Scaling Draw Call Efficiency in the Built-in Pipeline
Standard CPU-based occlusion culling in Unity can be a significant bottleneck for scenes with high object counts. GPU Occlusion Culling Unity 1.2.2 offloads the visibility testing to the GPU using compute shaders. By testing object visibility against the depth buffer on the graphics card, it can cull thousands of meshes that the CPU would otherwise struggle to process, drastically reducing the number of draw calls sent to the renderer.
Integration Tips
- Hardware Constraints: This asset requires ComputeBuffer support. It is strictly for projects using the Built-in Render Pipeline on DX11/12. It will not function on URP or HDRP, nor will it work on older mobile hardware that lacks compute shader support.
- Latency Mitigation: Because this system has a 1-3 frame lag for culling updates, avoid using it for fast-moving objects that enter the camera frustum at high speeds, as you may see ‘popping.’ It is most effective for static environment geometry or slow-moving dynamic props.
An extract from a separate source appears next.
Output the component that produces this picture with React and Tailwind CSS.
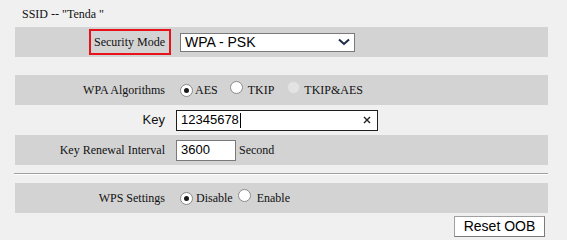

- Material Requirements: Ensure your objects are using Opaque shaders. Transparent objects do not write to the depth buffer in a way that this specific occlusion algorithm can reliably test against.
Best Use Cases
- Dense Urban Environments: In city scenes where buildings frequently block the view of other buildings and street props, this asset can cut draw calls by 50-70% compared to frustum culling alone.
- Open World Optimization: For projects with high geometric density where the CPU is ‘main thread bound’ due to the sheer volume of renderers, moving the culling logic to the GPU provides immediate FPS overhead.